How Custom Metrics Work in Kubernetes
In Kubernetes, the Horizontal Pod Autoscaler (HPA) typically scales applications based on CPU or memory usage. However, many applications benefit from autoscaling on more specific metrics, like how many requests an API is handling or how long a message queue is growing. Custom metrics allow Kubernetes to perform more intelligent scaling based on these application-level insights.
How it works:
- Expose Custom Metrics from Applications:
Applications or sidecar services (such as Prometheus exporters) expose custom metrics, such as request latency, error rates, or user activity, which are necessary for precise scaling decisions. - Collect Metrics via Monitoring Systems:
Systems like Prometheus scrape these custom metrics from your applications at regular intervals and store them for analysis. - Use a Metrics Adapter:
A custom metrics adapter (such as Prometheus Adapter) acts as a bridge between the metrics system and Kubernetes, making the custom metrics available through the Kubernetes Metrics API. - Horizontal Pod Autoscaler (HPA) Uses the Custom Metrics:
Once the custom metrics are available in Kubernetes, the HPA can use them to scale your pods. For example, if the average response time of your API exceeds a certain threshold, HPA can increase the number of pod replicas to handle the increased load.
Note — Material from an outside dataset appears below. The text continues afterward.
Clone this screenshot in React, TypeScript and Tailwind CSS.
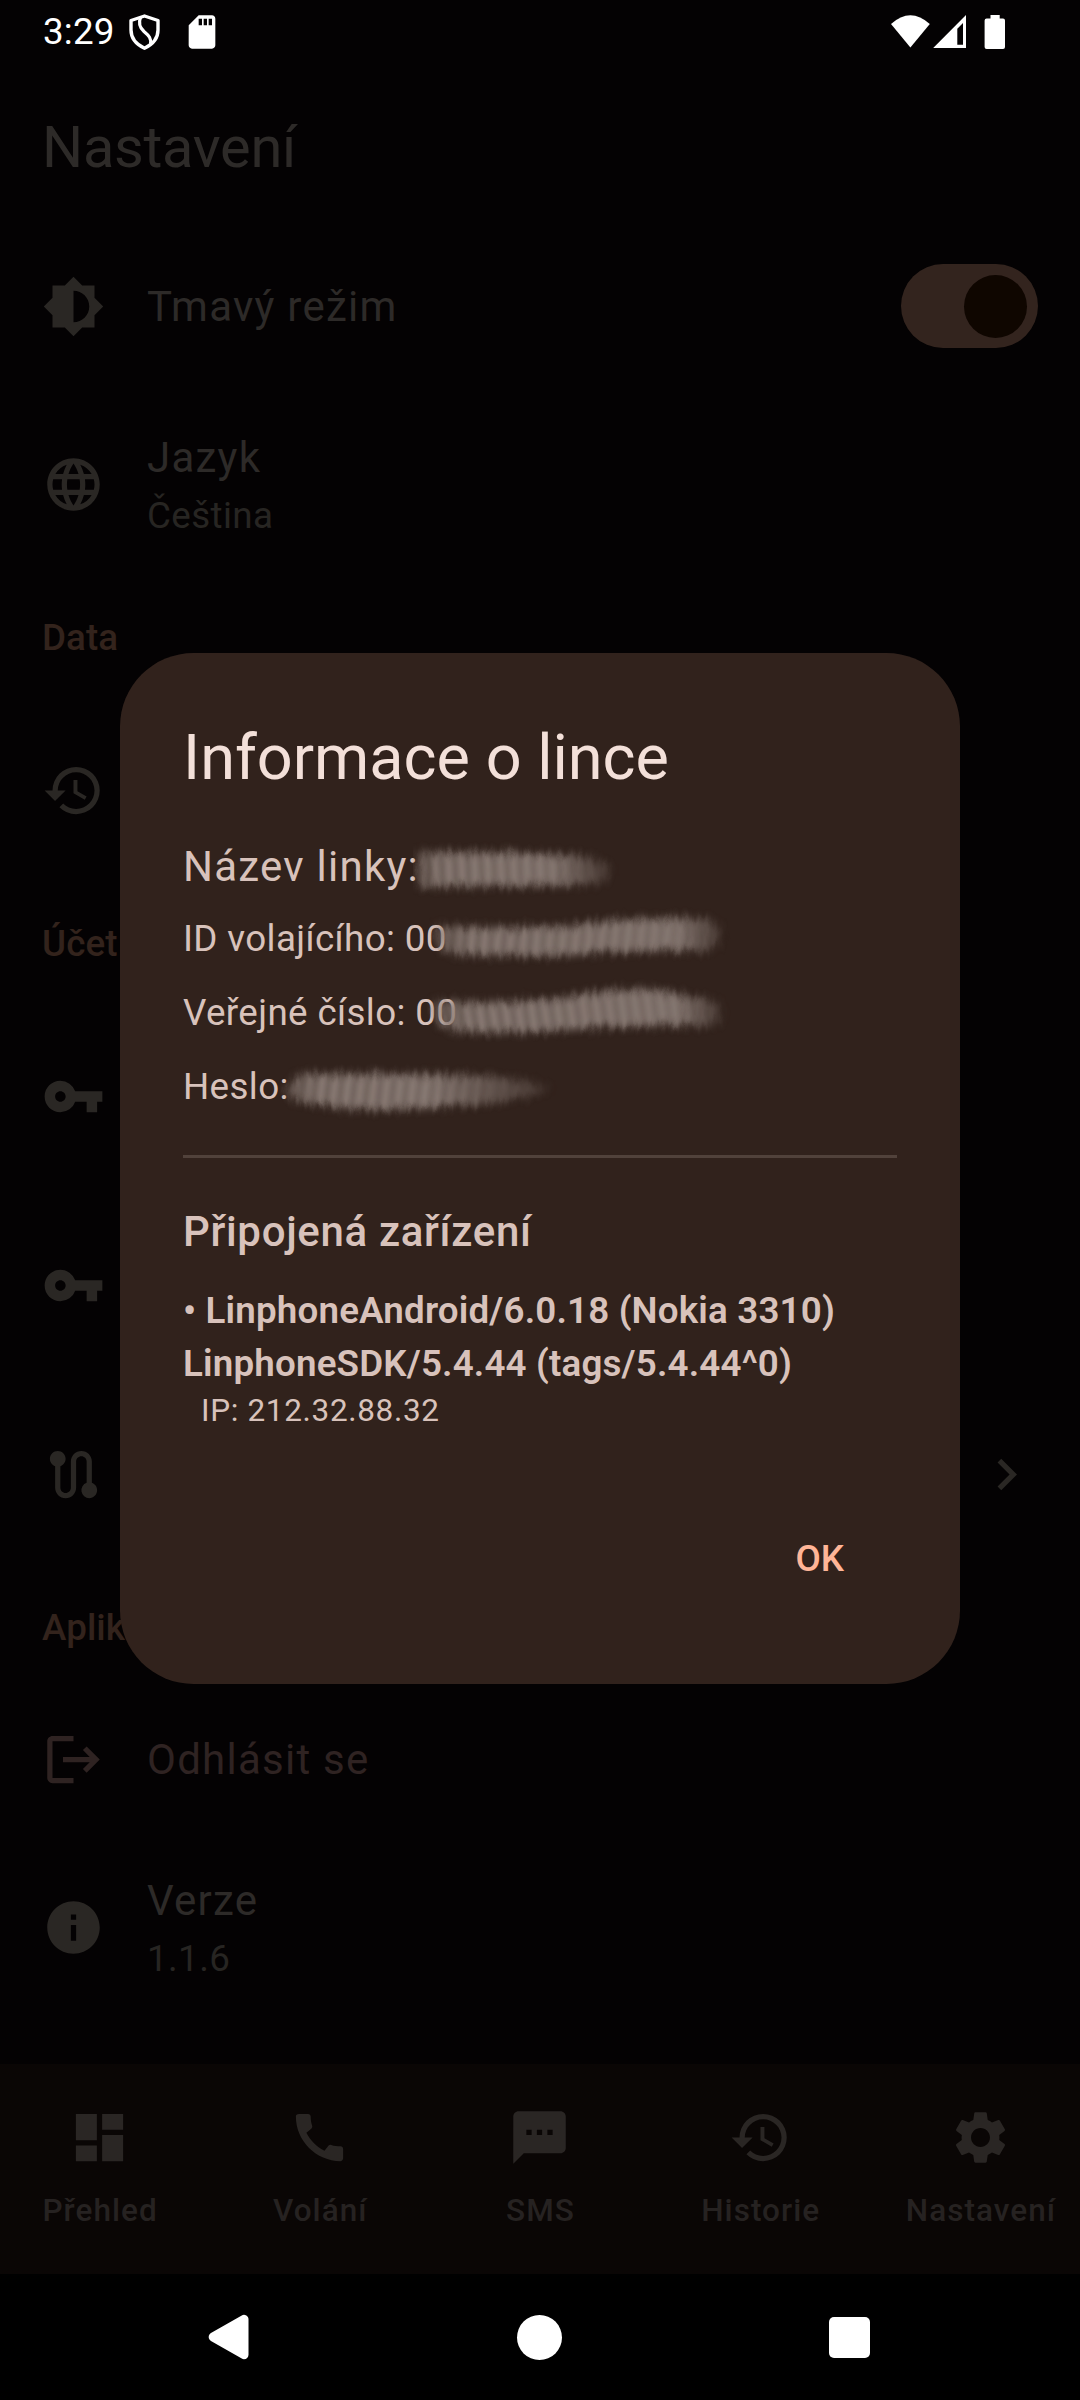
import type { ReactNode } from "react";
import type { IconType } from "react-icons";
import {
  MdBrightness6,
  MdCall,
  MdChevronRight,
  MdDashboard,
  MdHistory,
  MdInfo,
  MdLanguage,
  MdLogout,
  MdRoute,
  MdSdCard,
  MdSettings,
  MdTextsms,
  MdVpnKey,
} from "react-icons/md";

const bodyLarge = "text-[42px] leading-[63px] tracking-[1.25px]";
const bodyMedium = "text-[36.75px] leading-[52.5px] tracking-[0.38px]";

function StatusBar() {
  return (
    <div className="flex h-[63px] items-center justify-between pl-[43px] pr-[75px] text-white">
      <div className="flex h-full items-center">
        <span className="w-[86px] text-[36.75px] leading-[63px] tracking-[0.2px]">3:29</span>
        <svg width="31" height="36" viewBox="0 0 31 36" fill="none" stroke="white" strokeWidth="3.4" strokeLinejoin="round">
          <path d="M15.5 2 29 6.5V16c0 8.5-5.500 14.500-13.500 18.200C7.500 30.500 2 24.500 2 16V6.500Z" />
          <path d="M11.500 3.500c-2.200 5.500-1.500 9.500 3.500 14 5 4.200 7.500 7 6.500 12.500" strokeWidth="3.200" />
        </svg>
        <MdSdCard className="ml-[22px] size-[40px]" />
      </div>
      <svg width="115" height="36" viewBox="890 13 115 36" fill="white">
        <path d="M891 23Q910.400 5.500 929.800 23L910.400 46.500Z" />
        <path fillRule="evenodd" d="M966 14V47H933.200ZM963 22 957.300 27.700V43.700H963Z" />
        <path d="M990.500 14h9.200v3.500h3.300q2 0 2 2V46q0 2-2 2H986.600q-2 0-2-2V19.500q0-2 2-2h3.900Z" />
      </svg>
    </div>
  );
}

type RowProps = {
  icon: IconType;
  height: string;
  title?: string;
  subtitle?: string;
  danger?: boolean;
  trailing?: ReactNode;
};

function Row({ icon: Icon, height, title, subtitle, danger, trailing }: RowProps) {
  return (
    <div className={`flex items-center px-[42px] ${height}`}>
      <Icon className={`size-[63px] shrink-0 ${danger ? "text-[#2f2322]" : "text-[#2a2724]"}`} />
      <div className="ml-[42px] flex-1">
        {title && <div className={`${bodyLarge} ${danger ? "text-[#2f2322]" : "text-[#2d2a28]"}`}>{title}</div>}
        {subtitle && <div className={`${bodyMedium} pt-[1px] text-[#272522]`}>{subtitle}</div>}
      </div>
      {trailing}
    </div>
  );
}

function Section({ height, children }: { height: string; children: ReactNode }) {
  return (
    <div
      className={`flex items-center px-[42px] pt-[2px] text-[36.75px] font-medium leading-[52.5px] tracking-[0.1px] text-[#33231c] ${height}`}
    >
      {children}
    </div>
  );
}

function Switch() {
  return (
    <div className="flex h-[84px] w-[137px] items-center justify-end rounded-full bg-[#33241e] pr-[11px]">
      <div className="size-[63px] rounded-full bg-[#0f0600]" />
    </div>
  );
}

const tabs: { icon: IconType; label: string }[] = [
  { icon: MdDashboard, label: "Přehled" },
  { icon: MdCall, label: "Volání" },
  { icon: MdTextsms, label: "SMS" },
  { icon: MdHistory, label: "Historie" },
  { icon: MdSettings, label: "Nastavení" },
];

function TabBar() {
  return (
    <div className="grid h-[210px] grid-cols-5 gap-[21px] bg-[#0a0605]">
      {tabs.map(({ icon: Icon, label }) => (
        <div key={label} className="flex flex-col items-center pt-[42px]">
          <Icon className="size-[63px] text-[#2a2624]" />
          <span className="mt-[21px] pl-[1px] text-[31.5px] font-medium leading-[42px] tracking-[1.05px] text-[#262221]">{label}</span>
        </div>
      ))}
    </div>
  );
}

function SystemNav() {
  return (
    <div className="flex h-[126px] items-center bg-black pl-[208px]">
      <svg width="42" height="46" viewBox="0 0 42 46" fill="white" stroke="white" strokeWidth="9" strokeLinejoin="round">
        <path d="M5.200 23 36 5.300V40.700Z" />
      </svg>
      <div className="ml-[267px] size-[45px] rounded-full bg-white" />
      <div className="ml-[267px] size-[41px] rounded-[5px] bg-white" />
    </div>
  );
}

type SmudgeProps = {
  id: string;
  className: string;
  width: number;
  shape: string;
  slant: number;
  fadeFrom: number;
};

/* A brushed-over value: a soft band with fine strokes running across it. */
function Smudge({ id, className, width, shape, slant, fadeFrom }: SmudgeProps) {
  const strokes = Array.from({ length: Math.floor(width / 13) }, (_, i) => 8 + i * 13);
  return (
    <svg className={`absolute ${className}`} width={width} height="68" viewBox={`0 0 ${width} 68`}>
      <defs>
        <filter id={`${id}-soft`} x="-10%" y="-40%" width="120%" height="180%">
          <feGaussianBlur stdDeviation="4" result="band" />
          <feTurbulence type="fractalNoise" baseFrequency="0.16 0.05" numOctaves="2" seed="4" result="noise" />
          <feDisplacementMap in="band" in2="noise" scale="8" xChannelSelector="R" yChannelSelector="G" />
        </filter>
        <filter id={`${id}-fine`}>
          <feGaussianBlur stdDeviation="1.500" />
        </filter>
        <linearGradient id={`${id}-fade`} x1="0" x2="1">
          <stop offset="0" stopColor="white" stopOpacity="0.55" />
          <stop offset="0.12" stopColor="white" stopOpacity="0.950" />
          <stop offset={fadeFrom} stopColor="white" />
          <stop offset="1" stopColor="white" stopOpacity="0.25" />
        </linearGradient>
        <mask id={`${id}-mask`}>
          <path d={shape} fill={`url(#${id}-fade)`} filter={`url(#${id}-soft)`} />
        </mask>
      </defs>
      <g mask={`url(#${id}-mask)`}>
        <rect width={width} height="68" fill="#7f716b" />
        <g filter={`url(#${id}-fine)`} strokeWidth="3" fill="none">
          {strokes.map((x, i) => (
            <g key={x} opacity={0.55 - (0.4 * i) / strokes.length}>
              <path d={`M${x} 4 Q${x + slant} 30 ${x + slant * 1.5} 60`} stroke="#9c8c84" />
              <path d={`M${x + 6.5} 4 Q${x + 6.5 + slant} 30 ${x + 6.5 + slant * 1.5} 60`} stroke="#6a5c55" />
            </g>
          ))}
        </g>
      </g>
    </svg>
  );
}

function LineInfoDialog() {
  return (
    <div className="absolute left-[120px] top-[653px] flex h-[1031px] w-[840px] flex-col rounded-[73.5px] bg-[#31221c] px-[63px] pt-[63px] text-[#d8c2bb]">
      <h2 className="text-[63px] leading-[84px] text-[#f3e0d9]">Informace o lince</h2>
      <div className={`relative mt-[35px] ${bodyLarge}`}>
        Název linky:
        <Smudge
          id="name"
          className="left-[230px] top-0"
          width={220}
          slant={2}
          fadeFrom={0.7}
          shape="M4 17 Q60 17 110 18 L170 21 Q196 27 198 35 Q196 45 180 50 L90 51 L4 52Z"
        />
      </div>
      <div className={`relative mt-[15px] ${bodyMedium}`}>
        ID volajícího: 00
        <Smudge
          id="caller"
          className="left-[246px] top-[-12px]"
          width={304}
          slant={-4}
          fadeFrom={0.85}
          shape="M6 25 Q80 28 140 25 Q200 15 275 18 Q297 22 291 36 Q284 52 272 50 Q190 49 130 55 L30 54 Q8 50 6 38Z"
        />
      </div>
      <div className={`relative mt-[21.5px] ${bodyMedium}`}>
        Veřejné číslo: 00
        <Smudge
          id="public"
          className="left-[244px] top-[-13px]"
          width={308}
          slant={6}
          fadeFrom={0.85}
          shape="M6 27 Q70 30 130 25 Q170 15 229 15 Q254 22 290 27 Q300 38 286 52 Q220 50 150 55 Q80 61 28 57 Q6 52 6 38Z"
        />
      </div>
      <div className={`relative mt-[21.5px] ${bodyMedium}`}>
        Heslo:
        <Smudge
          id="password"
          className="left-[96px] top-[-5px]"
          width={300}
          slant={-5}
          fadeFrom={0.55}
          shape="M20 18 L130 18 L210 20 Q264 26 270 33 Q250 44 200 48 Q130 55 70 53 L26 47 Q4 40 6 34Z"
        />
      </div>
      <div className="mt-[41.5px] h-[3px] shrink-0 bg-[#51423b]" />
      <h3 className="mt-[42px] text-[42px] font-medium leading-[63px] tracking-[0.67px]">Připojená zařízení</h3>
      <p className="mt-[22px] text-[36.75px] font-semibold leading-[52.5px] tracking-[0.17px]">
        • LinphoneAndroid/6.0.18 (Nokia 3310)
        <br />
        LinphoneSDK/5.4.44 (tags/5.4.44^0)
      </p>
      <p className="whitespace-pre pl-[1px] text-[31.5px] leading-[42px] tracking-[0.66px]">{"  IP: 212.32.88.32"}</p>
      <button className="mr-[53px] mt-[101px] self-end text-[36.75px] font-medium leading-[52.5px] text-[#ffb597]">
        OK
      </button>
    </div>
  );
}

export default function App() {
  return (
    <div className="relative h-[2400px] w-[1080px] overflow-hidden bg-[#040203] font-['Roboto',sans-serif]">
      <StatusBar />
      <header className="flex h-[168px] items-center px-[42px] pt-[2px] text-[57.75px] leading-[73.5px] tracking-[-0.3px] text-[#2d2a28]">
        Nastavení
      </header>
      <main className="h-[1833px]">
        <Row icon={MdBrightness6} height="h-[150px]" title="Tmavý režim" trailing={<Switch />} />
        <Row icon={MdLanguage} height="h-[206px]" title="Jazyk" subtitle="Čeština" />
        <Section height="h-[100px]">Data</Section>
        <Row icon={MdHistory} height="h-[207px]" />
        <Section height="h-[98px]">Účet</Section>
        <Row icon={MdVpnKey} height="h-[209px]" />
        <Row icon={MdVpnKey} height="h-[169px]" />
        <Row icon={MdRoute} height="h-[209px]" trailing={<MdChevronRight className="size-[63px] text-[#2a2724]" />} />
        <Section height="h-[96px]">Aplikace</Section>
        <Row icon={MdLogout} height="h-[169px]" title="Odhlásit se" danger />
        <Row icon={MdInfo} height="h-[167px]" title="Verze" subtitle="1.1.6" />
      </main>
      <TabBar />
      <SystemNav />
      <LineInfoDialog />
    </div>
  );
}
Example of Using Custom Metrics
Let’s say you run an API service and want to scale based on the number of active requests. You would expose a custom metric called http_requests_per_second
from your application. This metric is scraped by Prometheus and then made available to Kubernetes through the Prometheus Adapter. The Horizontal Pod Autoscaler (HPA) can now scale the number of pod replicas based on this metric.
apiVersion: autoscaling/v2beta2
kind: HorizontalPodAutoscaler
metadata:
name: api-hpa
spec:
scaleTargetRef:
apiVersion: apps/v1
kind: Deployment
name: api-deployment
minReplicas: 2
maxReplicas: 10
metrics:
- type: Pods
pods:
metric:
name: http_requests_per_second
target:
type: AverageValue
averageValue: 100
In this example, if the number of HTTP requests per second exceeds 100, the HPA will automatically add more pods to handle the additional traffic.
Advantages
- More Precise Autoscaling:
Allow scaling based on factors that are directly relevant to the workload. Instead of relying on CPU or memory as proxies for load, you can scale based on actual application demand, such as user traffic or system throughput. - Optimized Resource Allocation:
By scaling based on business-relevant metrics, Kubernetes ensures that pods are only added or removed when necessary, optimizing resource usage and minimizing costs. - Improved Performance:
Applications can respond more effectively to changes in demand, as autoscaling decisions are based on the real performance characteristics of the workload. This can prevent bottlenecks and improve overall system responsiveness.
Common Use Cases
- Scaling Web Applications:
Web services often scale based on HTTP request rates or response times. By using custom metrics likehttp_requests_per_second
oraverage_response_time
, Kubernetes can add or remove pods to ensure the application remains responsive under heavy load. - Message Queue Processing:
For applications handling asynchronous tasks, such as message queues, scaling can be based on the length of the queue. For example, Kubernetes could add more pods to process messages faster if the queue length exceeds a certain threshold. - Scaling Based on Application Health:
In some cases, scaling might be triggered by metrics related to application health, such as error rates or failed transactions. If the number of errors exceeds a certain threshold, Kubernetes can scale up to handle the workload or trigger alerts for further investigation.
Tools for collecting custom metrics
- Prometheus:
Prometheus is a popular open-source monitoring system commonly used in Kubernetes environments. It scrapes custom metrics from applications, stores them, and provides querying capabilities. When combined with a Prometheus Adapter, it can expose these metrics to Kubernetes for use in autoscaling. - Prometheus Adapter:
The Prometheus Adapter is a bridge between Prometheus and Kubernetes, enabling the HPA to access custom metrics. It allows Kubernetes to use application-specific metrics for autoscaling decisions. - Metrics Server:
The Metrics Server in Kubernetes provides basic resource metrics (CPU and memory) but does not support custom metrics. Additional systems like Prometheus are required to collect, expose, and integrate these metrics into Kubernetes.
Challenges
- Setup Complexity:
Setting up custom metrics requires additional infrastructure, including configuring monitoring systems like Prometheus and ensuring that applications properly expose metrics. This adds a layer of complexity to Kubernetes management. - Overhead in Monitoring:
Collecting and monitoring large volumes of custom metrics can introduce overhead, both in terms of resource usage and management. It’s important to strike a balance between gathering the most relevant metrics and overloading the monitoring system. - Requires Fine-Tuning:
Defining the right custom metrics and thresholds for autoscaling requires careful planning and testing. Scaling based on incorrect or overly sensitive metrics can lead to unnecessary resource consumption or performance issues.